Opposite of the display a cube made out of mirrors was placed kind of floating in the room. Both, the inside and the outside is made of mirrors, but it is open on the bottom and on the top. The viewer can “enter” the cube. Since it is positioned about in the same height as the head of the viewer, he/she sees his/her reflection as well as the indirect reflection of the surrounding room.
Since the object refers to the text this work inverts the conventional way of translation from the piece of art to the text relating to the work.

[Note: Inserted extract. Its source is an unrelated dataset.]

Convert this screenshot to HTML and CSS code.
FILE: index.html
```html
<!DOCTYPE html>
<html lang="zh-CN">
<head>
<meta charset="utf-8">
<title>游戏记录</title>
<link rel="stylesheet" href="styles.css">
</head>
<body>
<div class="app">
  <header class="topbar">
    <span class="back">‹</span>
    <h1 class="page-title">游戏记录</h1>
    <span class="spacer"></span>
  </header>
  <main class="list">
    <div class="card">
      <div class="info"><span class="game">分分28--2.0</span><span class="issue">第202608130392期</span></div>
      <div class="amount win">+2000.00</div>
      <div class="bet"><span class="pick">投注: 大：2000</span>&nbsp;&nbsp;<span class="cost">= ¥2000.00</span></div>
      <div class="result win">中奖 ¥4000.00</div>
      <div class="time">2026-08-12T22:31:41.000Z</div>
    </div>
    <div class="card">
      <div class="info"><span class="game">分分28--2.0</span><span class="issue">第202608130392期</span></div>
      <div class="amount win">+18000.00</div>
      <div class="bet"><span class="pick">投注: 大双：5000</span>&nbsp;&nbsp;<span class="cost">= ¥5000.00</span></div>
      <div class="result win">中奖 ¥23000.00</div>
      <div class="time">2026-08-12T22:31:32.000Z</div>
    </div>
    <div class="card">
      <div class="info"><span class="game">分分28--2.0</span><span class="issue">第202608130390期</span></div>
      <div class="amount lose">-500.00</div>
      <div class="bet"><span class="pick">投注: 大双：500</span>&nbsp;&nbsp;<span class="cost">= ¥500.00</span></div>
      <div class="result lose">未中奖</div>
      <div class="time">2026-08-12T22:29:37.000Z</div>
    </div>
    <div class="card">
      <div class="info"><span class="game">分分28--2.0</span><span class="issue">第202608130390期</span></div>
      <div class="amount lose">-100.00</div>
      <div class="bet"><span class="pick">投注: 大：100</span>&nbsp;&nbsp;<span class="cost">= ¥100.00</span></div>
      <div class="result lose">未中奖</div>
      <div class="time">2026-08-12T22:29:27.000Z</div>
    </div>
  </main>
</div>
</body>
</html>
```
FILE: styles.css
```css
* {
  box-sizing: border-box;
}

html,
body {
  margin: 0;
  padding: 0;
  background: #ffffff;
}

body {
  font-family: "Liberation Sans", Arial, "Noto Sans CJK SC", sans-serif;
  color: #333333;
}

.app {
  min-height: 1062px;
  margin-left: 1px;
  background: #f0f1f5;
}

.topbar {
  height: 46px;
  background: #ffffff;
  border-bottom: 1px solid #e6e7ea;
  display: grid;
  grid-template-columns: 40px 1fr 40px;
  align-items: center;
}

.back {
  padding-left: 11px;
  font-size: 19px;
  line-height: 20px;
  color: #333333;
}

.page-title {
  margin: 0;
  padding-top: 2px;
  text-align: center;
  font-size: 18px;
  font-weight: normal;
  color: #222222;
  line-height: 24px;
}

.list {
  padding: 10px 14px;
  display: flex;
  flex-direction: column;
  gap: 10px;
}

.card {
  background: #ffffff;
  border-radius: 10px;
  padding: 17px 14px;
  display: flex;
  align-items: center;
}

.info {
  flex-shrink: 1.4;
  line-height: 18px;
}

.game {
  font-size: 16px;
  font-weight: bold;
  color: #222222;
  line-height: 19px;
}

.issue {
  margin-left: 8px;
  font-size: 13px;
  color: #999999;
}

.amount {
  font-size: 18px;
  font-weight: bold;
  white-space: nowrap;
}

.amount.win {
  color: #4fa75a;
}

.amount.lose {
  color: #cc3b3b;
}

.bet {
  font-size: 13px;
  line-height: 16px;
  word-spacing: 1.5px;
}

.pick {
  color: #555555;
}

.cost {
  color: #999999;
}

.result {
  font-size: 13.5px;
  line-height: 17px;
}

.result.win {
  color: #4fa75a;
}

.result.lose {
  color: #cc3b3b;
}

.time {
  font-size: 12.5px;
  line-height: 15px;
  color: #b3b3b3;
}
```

In this way it questions the relationship between art and its description.
In the opening passages of „Archive Fever“, Derrida presented his audience with the image of the arkhe, as a place where things begin.
Distortion, contraction retraction, diversion, withdrawal make up the illusion of an ever-changing beginning.

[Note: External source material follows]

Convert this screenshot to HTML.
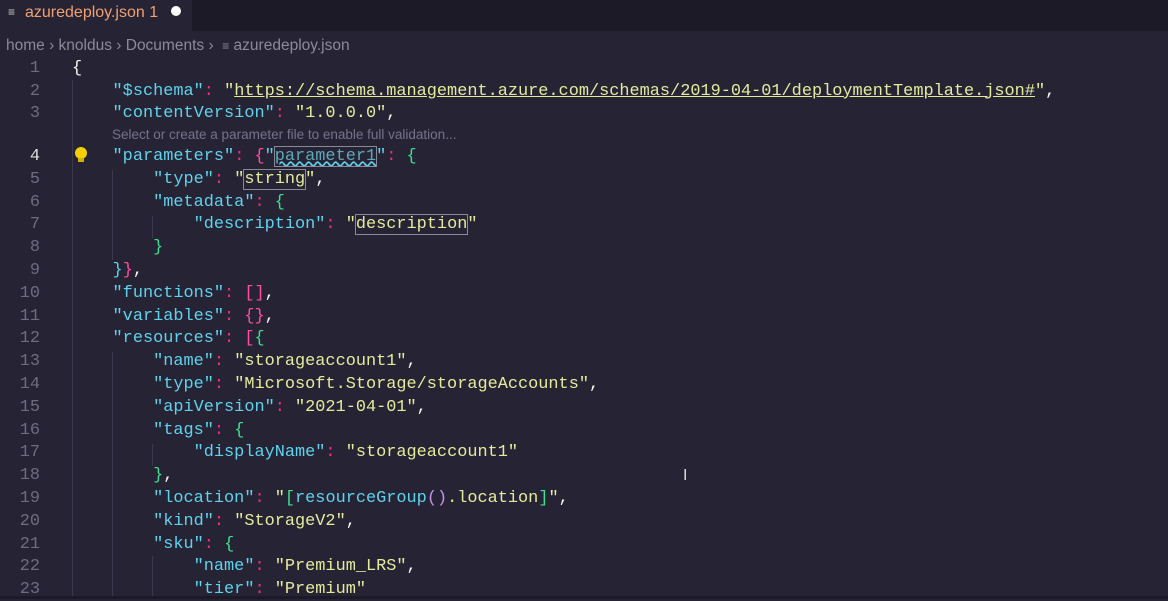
<!DOCTYPE html><html><head><style>
body{margin:0;width:1168px;height:599px;overflow:hidden;background:#262335;font-family:"Liberation Sans",sans-serif}
.tabs{height:31px;background:#1b1a26;position:relative}
.tab{position:absolute;left:0;top:0;width:192px;height:31px;background:#262335;color:#f0a070;font-size:16px;line-height:25px}
.bc{position:absolute;top:37px;left:6px;color:#8b8a9a;font-size:15.5px}
.ln{position:absolute;left:0;width:40px;text-align:right;color:#6e6d80;font:16.9px "Liberation Mono",monospace}
.cl{position:absolute;left:72px;white-space:pre;font:16.9px "Liberation Mono",monospace;color:#f8f8f2}
.k{color:#5fd3ec}.s{color:#e4ec9c}.p{color:#f92a82}.g{color:#3ee08f}.m{color:#ff4fa0}.w{color:#f8f8f2}.v{color:#c792ea}
.guide{position:absolute;width:1px;background:#3b3950}
.box{outline:1px solid #8a8a95}
</style></head><body>
<div class="tabs"><div class="tab"><span style="position:absolute;left:8px;color:#ccc;font-size:12px">&#8801;</span><span style="position:absolute;left:25px">azuredeploy.json 1</span><span style="position:absolute;left:171px;top:6px;width:10px;height:10px;border-radius:5px;background:#fff"></span></div></div>
<div class="bc">home &#8250; knoldus &#8250; Documents &#8250;&nbsp; <span style="font-size:12px">&#8801;</span> azuredeploy.json</div>
<div class="guide" style="left:72px;top:80px;height:519px"></div>
<div class="guide" style="left:112px;top:170px;height:90px"></div>
<div class="guide" style="left:152px;top:216px;height:22px"></div>
<div class="guide" style="left:112px;top:352px;height:247px"></div>
<div class="guide" style="left:152px;top:444px;height:22px"></div>
<div class="guide" style="left:152px;top:556px;height:43px"></div>
<div id="c"></div>
<div style="position:absolute;left:112px;top:127px;color:#75738a;font-size:13.5px">Select or create a parameter file to enable full validation...</div>
<div style="position:absolute;left:75px;top:147px;width:12px;height:12px;border-radius:6px;background:#f5d000"></div>
<div style="position:absolute;left:78px;top:158px;width:6px;height:4px;background:#d0b000"></div>
<div style="position:absolute;left:683px;top:467px;color:#ddd;font-size:16px">I</div>
<div style="position:absolute;left:0;top:596px;width:1168px;height:3px;background:#1b1a26"></div>
<script>
var L=[
[1,'<span class="w">{</span>'],
[2,'    <span class="k">"$schema"</span><span class="p">:</span> <span class="s">"<u>https://schema.management.azure.com/schemas/2019-04-01/deploymentTemplate.json#</u>"</span><span class="w">,</span>'],
[3,'    <span class="k">"contentVersion"</span><span class="p">:</span> <span class="s">"1.0.0.0"</span><span class="w">,</span>'],
[4,'    <span class="k">"parameters"</span><span class="p">:</span> <span class="m">{</span><span class="k">"<span class="box" style="text-decoration:underline wavy #5fd3ec;color:#5fa8b8">parameter1</span>"</span><span class="p">:</span> <span class="g">{</span>'],
[5,'        <span class="k">"type"</span><span class="p">:</span> <span class="s">"<span class="box">string</span>"</span><span class="w">,</span>'],
[6,'        <span class="k">"metadata"</span><span class="p">:</span> <span class="g">{</span>'],
[7,'            <span class="k">"description"</span><span class="p">:</span> <span class="s">"<span class="box">description</span>"</span>'],
[8,'        <span class="g">}</span>'],
[9,'    <span class="k">}</span><span class="m">}</span><span class="w">,</span>'],
[10,'    <span class="k">"functions"</span><span class="p">:</span> <span class="m">[]</span><span class="w">,</span>'],
[11,'    <span class="k">"variables"</span><span class="p">:</span> <span class="m">{}</span><span class="w">,</span>'],
[12,'    <span class="k">"resources"</span><span class="p">:</span> <span class="m">[</span><span class="g">{</span>'],
[13,'        <span class="k">"name"</span><span class="p">:</span> <span class="s">"storageaccount1"</span><span class="w">,</span>'],
[14,'        <span class="k">"type"</span><span class="p">:</span> <span class="s">"Microsoft.Storage/storageAccounts"</span><span class="w">,</span>'],
[15,'        <span class="k">"apiVersion"</span><span class="p">:</span> <span class="s">"2021-04-01"</span><span class="w">,</span>'],
[16,'        <span class="k">"tags"</span><span class="p">:</span> <span class="g">{</span>'],
[17,'            <span class="k">"displayName"</span><span class="p">:</span> <span class="s">"storageaccount1"</span>'],
[18,'        <span class="g">}</span><span class="w">,</span>'],
[19,'        <span class="k">"location"</span><span class="p">:</span> <span class="s">"<span class="g">[</span><span class="k">resourceGroup</span><span class="v">()</span>.location<span class="g">]</span>"</span><span class="w">,</span>'],
[20,'        <span class="k">"kind"</span><span class="p">:</span> <span class="s">"StorageV2"</span><span class="w">,</span>'],
[21,'        <span class="k">"sku"</span><span class="p">:</span> <span class="g">{</span>'],
[22,'            <span class="k">"name"</span><span class="p">:</span> <span class="s">"Premium_LRS"</span><span class="w">,</span>'],
[23,'            <span class="k">"tier"</span><span class="p">:</span> <span class="s">"Premium"</span>']];
var h='';
L.forEach(function(l){var n=l[0];var y=n<4?58+(n-1)*22.7:146+(n-4)*22.8;
h+='<div class="ln" style="top:'+y+'px;line-height:22px'+(n==4?';color:#ddd':'')+'">'+n+'</div><div class="cl" style="top:'+y+'px;line-height:22px">'+l[1]+'</div>';});
document.getElementById('c').innerHTML=h;
</script>
</body></html>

Even though aforementioned post-modernism might have turned out to bet he fashionable appearance of an ageing modernism – the gestus of the loss of subjectivity seemed to provide relief.
When the viewers enter the installation they first see themselves confronted with their own reflection.
The game played with attributions and contextual displacements allows for new perceptions of reality, undermining the normative power of the factual,
which examines fictive and real spaces, sites, borders and banal facts.
Its intrinsic context is a public, not a private one, and based on both en emotional and also rational point of departure.
Precisely because of the conscious play found in an interdisciplinary use of visual culture, with all the possibilities of contextualization and attributions of meaning, with of citations and imitations, this space can nevertheless still be used as an „imaginative space“.
At first, one fears the exposure of an error, a failed attempt at pathos.
Perhaps the younger artists have not even seen the works of the elders; but perhaps they have admired these very artists considered important.
What we have on hand here is a topological reference, which is retained in the memory of both text and discourse as further categories of interpretation.
If a text expresses the possibility of an impossibility or the impossibility of a possibility then it can do so explicitly, keeping the rules of language and concerning itself little with other rules.
What exactly is hidden behind this play on words is explained using concrete examples and theoretical references.
On the other hand, perhaps we are simply witnessing a scrolling till receipt
Images or other works of art are no longer produced for themselves alone, rather constantly a proof of their dependence on contextual conditions, or as open to the principle of their never-ending processes of signification.
Since the exercise involves a ”participatory”, albeit politically incorrect art project, its possible failure represents a calculated risk taken into account from outset.